WHAT YOU HAVE TO DO
Please set down all the lines beneath this one exactly, without the pictures.

RECORDED INFORMATION
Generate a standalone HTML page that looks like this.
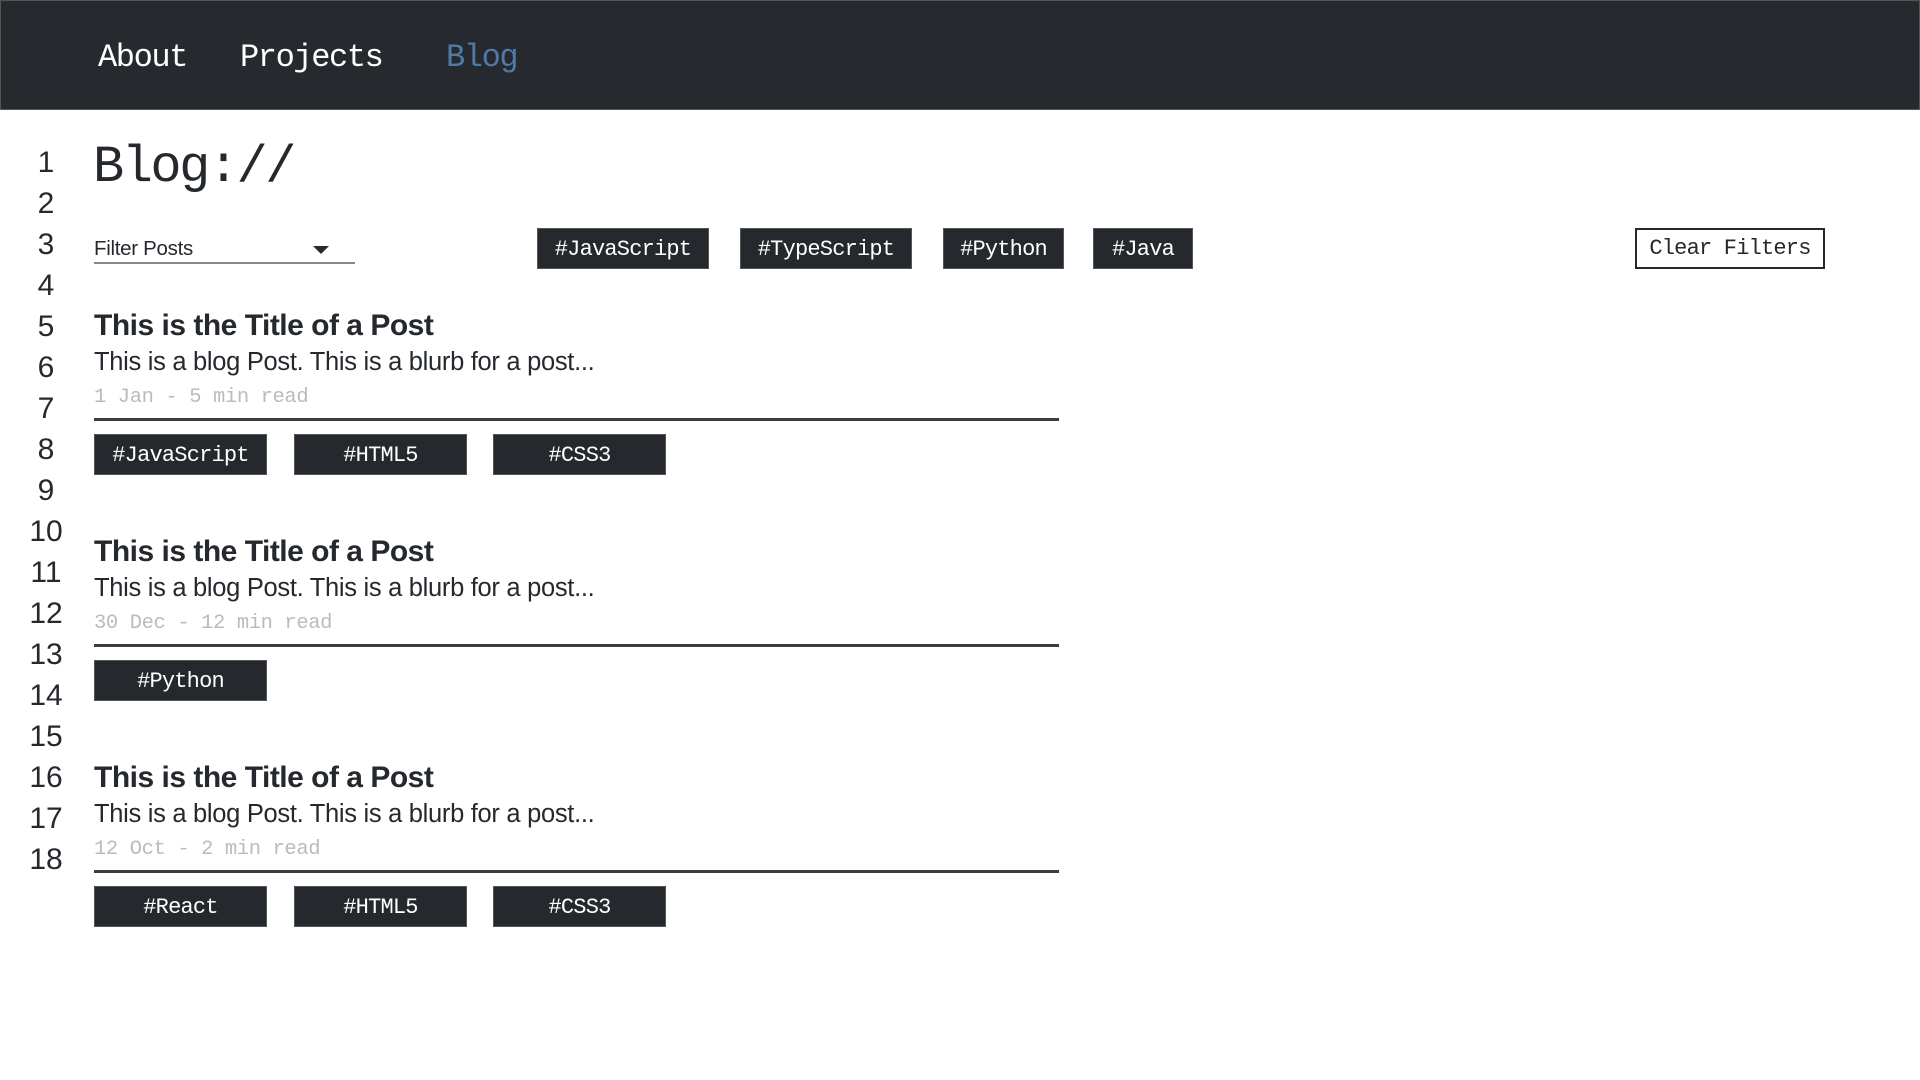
<!DOCTYPE html>
<html><head><meta charset="utf-8"><style>
*{margin:0;padding:0;box-sizing:border-box}
body{width:1920px;height:1080px;background:#fff;position:relative;overflow:hidden;font-family:"Liberation Sans",sans-serif;color:#25292e}
.hdr{position:absolute;left:0;top:0;width:1920px;height:110px;background:#262a2f;border:1px solid #555}
.nav{position:absolute;top:39px;font-family:"Liberation Mono",monospace;font-size:32px;color:#fff;letter-spacing:-1.4px}
.ln{position:absolute;left:22px;width:48px;text-align:center;font-size:30px;color:#25292e}
.mono{font-family:"Liberation Mono",monospace}
.tag{position:absolute;height:41px;background:#25292e;border:1px solid #555;color:#fff;font-family:"Liberation Mono",monospace;font-size:22px;line-height:41px;text-align:center;letter-spacing:-0.8px}
.title{position:absolute;left:94px;font-size:30px;font-weight:bold;letter-spacing:-0.5px;white-space:nowrap}
.blurb{position:absolute;left:94px;font-size:25.5px;letter-spacing:-0.3px;white-space:nowrap}
.meta{position:absolute;left:94px;font-family:"Liberation Mono",monospace;font-size:20.5px;color:#bbb;letter-spacing:-0.4px}
.rule{position:absolute;left:94px;width:965px;height:3px;background:#3a3d42}
</style></head><body>
<div class="hdr"></div>
<div class="nav" style="left:98px">About</div>
<div class="nav" style="left:240px">Projects</div>
<div class="nav" style="left:446px;color:#4f7aa8">Blog</div>

<div class="ln" style="top:146px">1</div>
<div class="ln" style="top:187px">2</div>
<div class="ln" style="top:228px">3</div>
<div class="ln" style="top:269px">4</div>
<div class="ln" style="top:310px">5</div>
<div class="ln" style="top:351px">6</div>
<div class="ln" style="top:392px">7</div>
<div class="ln" style="top:433px">8</div>
<div class="ln" style="top:474px">9</div>
<div class="ln" style="top:515px">10</div>
<div class="ln" style="top:556px">11</div>
<div class="ln" style="top:597px">12</div>
<div class="ln" style="top:638px">13</div>
<div class="ln" style="top:679px">14</div>
<div class="ln" style="top:720px">15</div>
<div class="ln" style="top:761px">16</div>
<div class="ln" style="top:802px">17</div>
<div class="ln" style="top:843px">18</div>

<div class="mono" style="position:absolute;left:93px;top:138px;font-size:52px;letter-spacing:-2.5px">Blog://</div>

<div style="position:absolute;left:94px;top:237px;font-size:20.5px;letter-spacing:-0.3px">Filter Posts</div>
<div style="position:absolute;left:313px;top:246px;width:0;height:0;border-left:8px solid transparent;border-right:8px solid transparent;border-top:8px solid #25292e"></div>
<div style="position:absolute;left:94px;top:262px;width:261px;height:2px;background:#888"></div>

<div class="tag" style="left:537px;top:228px;width:172px">#JavaScript</div>
<div class="tag" style="left:740px;top:228px;width:172px">#TypeScript</div>
<div class="tag" style="left:943px;top:228px;width:121px">#Python</div>
<div class="tag" style="left:1093px;top:228px;width:100px">#Java</div>
<div class="tag" style="left:1635px;top:228px;width:190px;background:#fff;color:#25292e;border:2px solid #25292e;line-height:37px">Clear Filters</div>

<div class="title" style="top:309px">This is the Title of a Post</div>
<div class="blurb" style="top:348px">This is a blog Post. This is a blurb for a post...</div>
<div class="meta" style="top:386px">1 Jan - 5 min read</div>
<div class="rule" style="top:418px"></div>
<div class="tag" style="left:94px;top:434px;width:173px">#JavaScript</div>
<div class="tag" style="left:294px;top:434px;width:173px">#HTML5</div>
<div class="tag" style="left:493px;top:434px;width:173px">#CSS3</div>

<div class="title" style="top:535px">This is the Title of a Post</div>
<div class="blurb" style="top:574px">This is a blog Post. This is a blurb for a post...</div>
<div class="meta" style="top:612px">30 Dec - 12 min read</div>
<div class="rule" style="top:644px"></div>
<div class="tag" style="left:94px;top:660px;width:173px">#Python</div>

<div class="title" style="top:761px">This is the Title of a Post</div>
<div class="blurb" style="top:800px">This is a blog Post. This is a blurb for a post...</div>
<div class="meta" style="top:838px">12 Oct - 2 min read</div>
<div class="rule" style="top:870px"></div>
<div class="tag" style="left:94px;top:886px;width:173px">#React</div>
<div class="tag" style="left:294px;top:886px;width:173px">#HTML5</div>
<div class="tag" style="left:493px;top:886px;width:173px">#CSS3</div>
</body></html>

RIGHT ANSWER
Generate a standalone HTML page that looks like this.
<!DOCTYPE html>
<html><head><meta charset="utf-8"><style>
*{margin:0;padding:0;box-sizing:border-box}
body{width:1920px;height:1080px;background:#fff;position:relative;overflow:hidden;font-family:"Liberation Sans",sans-serif;color:#25292e}
.hdr{position:absolute;left:0;top:0;width:1920px;height:110px;background:#262a2f;border:1px solid #555}
.nav{position:absolute;top:39px;font-family:"Liberation Mono",monospace;font-size:32px;color:#fff;letter-spacing:-1.4px}
.ln{position:absolute;left:22px;width:48px;text-align:center;font-size:30px;color:#25292e}
.mono{font-family:"Liberation Mono",monospace}
.tag{position:absolute;height:41px;background:#25292e;border:1px solid #555;color:#fff;font-family:"Liberation Mono",monospace;font-size:22px;line-height:41px;text-align:center;letter-spacing:-0.8px}
.title{position:absolute;left:94px;font-size:30px;font-weight:bold;letter-spacing:-0.5px;white-space:nowrap}
.blurb{position:absolute;left:94px;font-size:25.5px;letter-spacing:-0.3px;white-space:nowrap}
.meta{position:absolute;left:94px;font-family:"Liberation Mono",monospace;font-size:20.5px;color:#bbb;letter-spacing:-0.4px}
.rule{position:absolute;left:94px;width:965px;height:3px;background:#3a3d42}
</style></head><body>
<div class="hdr"></div>
<div class="nav" style="left:98px">About</div>
<div class="nav" style="left:240px">Projects</div>
<div class="nav" style="left:446px;color:#4f7aa8">Blog</div>

<div class="ln" style="top:146px">1</div>
<div class="ln" style="top:187px">2</div>
<div class="ln" style="top:228px">3</div>
<div class="ln" style="top:269px">4</div>
<div class="ln" style="top:310px">5</div>
<div class="ln" style="top:351px">6</div>
<div class="ln" style="top:392px">7</div>
<div class="ln" style="top:433px">8</div>
<div class="ln" style="top:474px">9</div>
<div class="ln" style="top:515px">10</div>
<div class="ln" style="top:556px">11</div>
<div class="ln" style="top:597px">12</div>
<div class="ln" style="top:638px">13</div>
<div class="ln" style="top:679px">14</div>
<div class="ln" style="top:720px">15</div>
<div class="ln" style="top:761px">16</div>
<div class="ln" style="top:802px">17</div>
<div class="ln" style="top:843px">18</div>

<div class="mono" style="position:absolute;left:93px;top:138px;font-size:52px;letter-spacing:-2.5px">Blog://</div>

<div style="position:absolute;left:94px;top:237px;font-size:20.5px;letter-spacing:-0.3px">Filter Posts</div>
<div style="position:absolute;left:313px;top:246px;width:0;height:0;border-left:8px solid transparent;border-right:8px solid transparent;border-top:8px solid #25292e"></div>
<div style="position:absolute;left:94px;top:262px;width:261px;height:2px;background:#888"></div>

<div class="tag" style="left:537px;top:228px;width:172px">#JavaScript</div>
<div class="tag" style="left:740px;top:228px;width:172px">#TypeScript</div>
<div class="tag" style="left:943px;top:228px;width:121px">#Python</div>
<div class="tag" style="left:1093px;top:228px;width:100px">#Java</div>
<div class="tag" style="left:1635px;top:228px;width:190px;background:#fff;color:#25292e;border:2px solid #25292e;line-height:37px">Clear Filters</div>

<div class="title" style="top:309px">This is the Title of a Post</div>
<div class="blurb" style="top:348px">This is a blog Post. This is a blurb for a post...</div>
<div class="meta" style="top:386px">1 Jan - 5 min read</div>
<div class="rule" style="top:418px"></div>
<div class="tag" style="left:94px;top:434px;width:173px">#JavaScript</div>
<div class="tag" style="left:294px;top:434px;width:173px">#HTML5</div>
<div class="tag" style="left:493px;top:434px;width:173px">#CSS3</div>

<div class="title" style="top:535px">This is the Title of a Post</div>
<div class="blurb" style="top:574px">This is a blog Post. This is a blurb for a post...</div>
<div class="meta" style="top:612px">30 Dec - 12 min read</div>
<div class="rule" style="top:644px"></div>
<div class="tag" style="left:94px;top:660px;width:173px">#Python</div>

<div class="title" style="top:761px">This is the Title of a Post</div>
<div class="blurb" style="top:800px">This is a blog Post. This is a blurb for a post...</div>
<div class="meta" style="top:838px">12 Oct - 2 min read</div>
<div class="rule" style="top:870px"></div>
<div class="tag" style="left:94px;top:886px;width:173px">#React</div>
<div class="tag" style="left:294px;top:886px;width:173px">#HTML5</div>
<div class="tag" style="left:493px;top:886px;width:173px">#CSS3</div>
</body></html>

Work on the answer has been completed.